The goal of going about education this way isn’t just to avoid traditional schools. Karen tells me that it’s about raising her child with a better understanding of the world. Formal schooling can only teach children so much about the world around them, and by following world schooling, she hopes to raise them as global citizens. 

Finding a Sense of Community While Living Abroad

Whether you’re raising children or living abroad on your own, finding a sense of community is the best way to integrate into life in your new country and learn new things. Karen points out that finding a community where you can feel comfortable and learn is vital to world schooling. 

I wanted to know how Karen and her family navigate the community while moving around, especially as an interracial couple with a biracial child. 

Karen says they’ve been fortunate and have felt a warm and welcoming presence everywhere they’ve called home. Even though she’s felt welcomed everywhere they’ve lived, she recognizes that being a multiracial family isn’t the norm in many places. 

So, her family often gets stares or audible reactions to their family, but not in a negative way. Growing up in the US, we’re taught that staring is often associated with animosity. However, while abroad, in her experience, people aren’t staring or asking questions to be rude but to get to know and understand her.
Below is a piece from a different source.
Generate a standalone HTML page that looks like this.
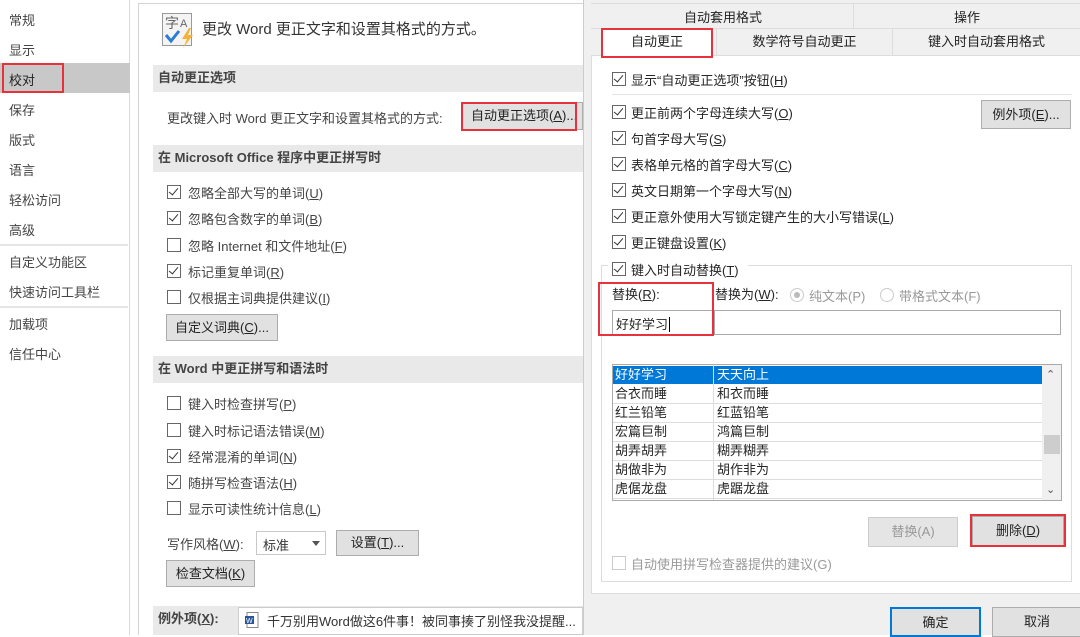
<!DOCTYPE html>
<html><head><meta charset="utf-8">
<style>
*{margin:0;padding:0;box-sizing:border-box}
body{width:1080px;height:635px;overflow:hidden;background:#fff;font-family:"Liberation Sans","Noto Sans CJK SC",sans-serif;font-size:13px;color:#262626;position:relative}
.a{position:absolute;white-space:nowrap}
.nav{left:9px;color:#444;font-size:13px}
.cb{position:absolute;width:14px;height:14px;border:1px solid #666;background:#fff}
.cb.c::after{content:"";position:absolute;left:3px;top:0px;width:4px;height:8px;border:solid #333;border-width:0 1.5px 1.5px 0;transform:rotate(40deg)}
.bar{position:absolute;background:#e9e9e9;font-weight:bold;color:#444;padding-left:5px}
.btn{position:absolute;background:#e1e1e1;border:1px solid #adadad;text-align:center;color:#222}
.red{position:absolute;border:2px solid #e5323b}
.lt{color:#444}
</style></head><body>
<!-- left nav -->
<div class="a" style="left:0;top:0;width:130px;height:635px;background:#fff;border-right:1px solid #d9d9d9"></div>
<div class="a" style="left:0;top:63px;width:130px;height:30px;background:#c8c8c8"></div>
<div class="red" style="left:2px;top:63px;width:62px;height:30px"></div>
<div class="a nav" style="top:10px">常规</div>
<div class="a nav" style="top:40px">显示</div>
<div class="a nav" style="top:70px;color:#222">校对</div>
<div class="a nav" style="top:100px">保存</div>
<div class="a nav" style="top:130px">版式</div>
<div class="a nav" style="top:160px">语言</div>
<div class="a nav" style="top:190px">轻松访问</div>
<div class="a nav" style="top:220px">高级</div>
<div class="a" style="left:0;top:244px;width:128px;height:2px;background:#e6e6e6"></div>
<div class="a nav" style="top:252px">自定义功能区</div>
<div class="a nav" style="top:282px">快速访问工具栏</div>
<div class="a" style="left:0;top:306px;width:128px;height:2px;background:#e6e6e6"></div>
<div class="a nav" style="top:314px">加载项</div>
<div class="a nav" style="top:344px">信任中心</div>
<div class="a" style="left:138px;top:3px;width:1px;height:632px;background:#d4d4d4"></div>
<div class="a" style="left:138px;top:3px;width:450px;height:1px;background:#d4d4d4"></div>
<!-- main -->
<svg class="a" style="left:162px;top:13px" width="34" height="36" viewBox="0 0 34 36"><rect x="0.5" y="0.5" width="29" height="32" fill="#f4f4f4" stroke="#999"/><text x="3" y="15" font-size="14" fill="#666" font-family="Noto Sans CJK SC">字</text><text x="18" y="14" font-size="11" fill="#666" font-family="Liberation Sans">A</text><path d="M4 22 L9 28 L17 18" stroke="#2b7cd3" stroke-width="3" fill="none"/><path d="M27 15 L20 26 L25 26 L21 35 L31 22 L26 22 L29 15Z" fill="#f5b335"/></svg>
<div class="a" style="left:202px;top:18px;font-size:15px;color:#333">更改 Word 更正文字和设置其格式的方式。</div>
<div class="bar" style="left:153px;top:65px;width:430px;height:27px;line-height:26px">自动更正选项</div>
<div class="a lt" style="left:167px;top:108px">更改键入时 Word 更正文字和设置其格式的方式:</div>
<div class="btn" style="left:462px;top:102px;width:121px;height:28px;line-height:26px;text-align:left;padding-left:8px">自动更正选项(<u>A</u>)...</div>
<div class="red" style="left:461px;top:102px;width:116px;height:29px"></div>
<div class="bar" style="left:153px;top:145px;width:430px;height:27px;line-height:26px">在 Microsoft Office 程序中更正拼写时</div>
<div class="cb c" style="left:167px;top:185px"></div><div class="a lt" style="left:188px;top:183px">忽略全部大写的单词(<u>U</u>)</div>
<div class="cb c" style="left:167px;top:211px"></div><div class="a lt" style="left:188px;top:209px">忽略包含数字的单词(<u>B</u>)</div>
<div class="cb" style="left:167px;top:238px"></div><div class="a lt" style="left:188px;top:236px">忽略 Internet 和文件地址(<u>F</u>)</div>
<div class="cb c" style="left:167px;top:264px"></div><div class="a lt" style="left:188px;top:262px">标记重复单词(<u>R</u>)</div>
<div class="cb" style="left:167px;top:290px"></div><div class="a lt" style="left:188px;top:288px">仅根据主词典提供建议(<u>I</u>)</div>
<div class="btn" style="left:166px;top:314px;width:112px;height:27px;line-height:25px">自定义词典(<u>C</u>)...</div>
<div class="bar" style="left:153px;top:356px;width:430px;height:27px;line-height:26px">在 Word 中更正拼写和语法时</div>
<div class="cb" style="left:167px;top:396px"></div><div class="a lt" style="left:188px;top:394px">键入时检查拼写(<u>P</u>)</div>
<div class="cb" style="left:167px;top:423px"></div><div class="a lt" style="left:188px;top:421px">键入时标记语法错误(<u>M</u>)</div>
<div class="cb c" style="left:167px;top:449px"></div><div class="a lt" style="left:188px;top:447px">经常混淆的单词(<u>N</u>)</div>
<div class="cb c" style="left:167px;top:475px"></div><div class="a lt" style="left:188px;top:473px">随拼写检查语法(<u>H</u>)</div>
<div class="cb" style="left:167px;top:501px"></div><div class="a lt" style="left:188px;top:499px">显示可读性统计信息(<u>L</u>)</div>
<div class="a lt" style="left:167px;top:534px">写作风格(<u>W</u>):</div>
<div class="a" style="left:256px;top:531px;width:70px;height:24px;border:1px solid #c8c8c8;padding:3px 6px;color:#333">标准<span style="position:absolute;right:5px;top:9px;border:4px solid transparent;border-top:5px solid #555"></span></div>
<div class="btn" style="left:336px;top:530px;width:83px;height:26px;line-height:24px">设置(<u>T</u>)...</div>
<div class="btn" style="left:166px;top:560px;width:89px;height:27px;line-height:25px">检查文档(<u>K</u>)</div>
<div class="bar" style="left:153px;top:606px;width:430px;height:29px;line-height:26px">例外项(<u>X</u>):</div>
<div class="a" style="left:238px;top:607px;width:345px;height:28px;background:#fff;border:1px solid #ccc;padding:3px 0 0 28px;color:#333">千万别用Word做这6件事！被同事揍了别怪我没提醒...</div>
<svg class="a" style="left:245px;top:612px" width="14" height="16"><rect x="2" y="0.5" width="11" height="15" fill="#fff" stroke="#888"/><rect x="0" y="4" width="9" height="8" fill="#2b579a"/><text x="1" y="11" font-size="7" fill="#fff">W</text></svg>
<!-- dialog -->
<div class="a" style="left:583px;top:0;width:497px;height:635px;background:#f0f0f0;border-left:1px solid #ccc"></div>
<div class="a" style="left:591px;top:3px;width:489px;height:25px;background:#f0f0f0;border-top:1px solid #ddd"></div>
<div class="a" style="left:853px;top:3px;width:1px;height:25px;background:#ddd"></div>
<div class="a" style="left:684px;top:7px;color:#222">自动套用格式</div>
<div class="a" style="left:954px;top:7px;color:#222">操作</div>
<div class="a" style="left:591px;top:28px;width:489px;height:1px;background:#ddd"></div>
<div class="a" style="left:716px;top:29px;width:177px;height:26px;background:#f0f0f0;border-left:1px solid #ddd;border-right:1px solid #ddd;text-align:center;line-height:26px;color:#222">数学符号自动更正</div>
<div class="a" style="left:893px;top:29px;width:187px;height:26px;background:#f0f0f0;text-align:center;line-height:26px;color:#222">键入时自动套用格式</div>
<div class="a" style="left:591px;top:55px;width:489px;height:539px;background:#fff;border:1px solid #ddd;border-right:none"></div>
<div class="a" style="left:602px;top:29px;width:110px;height:28px;background:#fff;text-align:center;line-height:26px;color:#222">自动更正</div>
<div class="red" style="left:601px;top:28px;width:112px;height:30px"></div>
<div class="cb c" style="left:612px;top:72px"></div><div class="a" style="left:631px;top:70px">显示“自动更正选项”按钮(<u>H</u>)</div>
<div class="a" style="left:612px;top:94px;width:460px;height:1px;background:#e3e3e3"></div>
<div class="cb c" style="left:612px;top:105px"></div><div class="a" style="left:631px;top:103px">更正前两个字母连续大写(<u>O</u>)</div>
<div class="btn" style="left:981px;top:100px;width:90px;height:29px;line-height:27px">例外项(<u>E</u>)...</div>
<div class="cb c" style="left:612px;top:131px"></div><div class="a" style="left:631px;top:129px">句首字母大写(<u>S</u>)</div>
<div class="cb c" style="left:612px;top:157px"></div><div class="a" style="left:631px;top:155px">表格单元格的首字母大写(<u>C</u>)</div>
<div class="cb c" style="left:612px;top:183px"></div><div class="a" style="left:631px;top:181px">英文日期第一个字母大写(<u>N</u>)</div>
<div class="cb c" style="left:612px;top:209px"></div><div class="a" style="left:631px;top:207px">更正意外使用大写锁定键产生的大小写错误(<u>L</u>)</div>
<div class="cb c" style="left:612px;top:235px"></div><div class="a" style="left:631px;top:233px">更正键盘设置(<u>K</u>)</div>
<div class="a" style="left:601px;top:265px;width:471px;height:317px;border:1px solid #dcdcdc"></div>
<div class="a" style="left:608px;top:258px;width:140px;height:18px;background:#fff"></div>
<div class="cb c" style="left:612px;top:262px"></div><div class="a" style="left:631px;top:260px">键入时自动替换(<u>T</u>)</div>
<div class="a" style="left:612px;top:284px">替换(<u>R</u>):</div>
<div class="a" style="left:715px;top:284px">替换为(<u>W</u>):</div>
<div class="a" style="left:790px;top:288px;width:14px;height:14px;border:1px solid #ccc;border-radius:50%"><div style="margin:3px;width:6px;height:6px;border-radius:50%;background:#bbb"></div></div>
<div class="a" style="left:809px;top:286px;color:#999">纯文本(P)</div>
<div class="a" style="left:880px;top:288px;width:14px;height:14px;border:1px solid #ccc;border-radius:50%"></div>
<div class="a" style="left:899px;top:286px;color:#999">带格式文本(F)</div>
<div class="a" style="left:612px;top:310px;width:102px;height:25px;border:1px solid #aaa;padding:3px 0 0 3px">好好学习<span style="border-left:1px solid #000;margin-left:1px"></span></div>
<div class="a" style="left:714px;top:310px;width:347px;height:25px;border:1px solid #aaa"></div>
<div class="red" style="left:598px;top:282px;width:116px;height:54px"></div>
<div class="a" style="left:612px;top:364px;width:450px;height:137px;border:1px solid #aaa;background:#fff;overflow:hidden">
<div style="position:absolute;left:0;top:1px;width:429px;height:18px;background:#0078d7"></div>
<div style="position:absolute;left:100px;top:0;width:1px;height:137px;background:#ddd"></div>
<div style="position:absolute;left:0;top:19px;width:429px;line-height:19px;">
</div>
<div style="position:absolute;left:2px;top:0;line-height:19px">
<div style="color:#fff">好好学习</div><div>合衣而睡</div><div>红兰铅笔</div><div>宏篇巨制</div><div>胡弄胡弄</div><div>胡做非为</div><div>虎倨龙盘</div></div>
<div style="position:absolute;left:104px;top:0;line-height:19px">
<div style="color:#fff">天天向上</div><div>和衣而睡</div><div>红蓝铅笔</div><div>鸿篇巨制</div><div>糊弄糊弄</div><div>胡作非为</div><div>虎踞龙盘</div></div>
<div style="position:absolute;left:0;top:38px;width:429px;height:1px;background:#ddd"></div>
<div style="position:absolute;left:0;top:57px;width:429px;height:1px;background:#ddd"></div>
<div style="position:absolute;left:0;top:76px;width:429px;height:1px;background:#ddd"></div>
<div style="position:absolute;left:0;top:95px;width:429px;height:1px;background:#ddd"></div>
<div style="position:absolute;left:0;top:114px;width:429px;height:1px;background:#ddd"></div>
<div style="position:absolute;left:0;top:133px;width:429px;height:1px;background:#ddd"></div>
<div style="position:absolute;left:429px;top:0;width:20px;height:137px;background:#f0f0f0"></div>
<div style="position:absolute;left:431px;top:70px;width:16px;height:19px;background:#cdcdcd"></div>
<div style="position:absolute;left:433px;top:3px;font-size:11px;color:#555">&#8963;</div>
<div style="position:absolute;left:433px;top:118px;font-size:11px;color:#555">&#8964;</div>
</div>
<div class="btn" style="left:868px;top:517px;width:90px;height:30px;line-height:28px;color:#999;background:#e5e5e5;border-color:#ccc">替换(A)</div>
<div class="btn" style="left:972px;top:516px;width:92px;height:30px;line-height:28px">删除(<u>D</u>)</div>
<div class="red" style="left:970px;top:514px;width:96px;height:33px"></div>
<div class="cb" style="left:612px;top:556px;border-color:#ccc"></div><div class="a" style="left:631px;top:554px;color:#999">自动使用拼写检查器提供的建议(G)</div>
<div class="btn" style="left:890px;top:607px;width:91px;height:30px;line-height:28px;border:2px solid #0078d7">确定</div>
<div class="btn" style="left:992px;top:607px;width:90px;height:30px;line-height:28px">取消</div>
</body></html>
Natural curiosity helps people learn about other people from different backgrounds and create a greater understanding of others. 

Final Thoughts

Sitting down with Karen Ricks and learning more about being a multiracial family abroad and the concept of world schooling has shined a light on some topics many expats go through while traveling and living abroad. 

Finding a way to educate your child while moving around often can feel challenging, but embracing a world schooling or unschooling path can be a great solution if you can find a way to make it work for your family. 

If there’s only one thing you take away from this conversation with Karen, it’s that curiosity is not animosity. People are curious beings, and allowing people to be curious can help us better understand people we don’t know.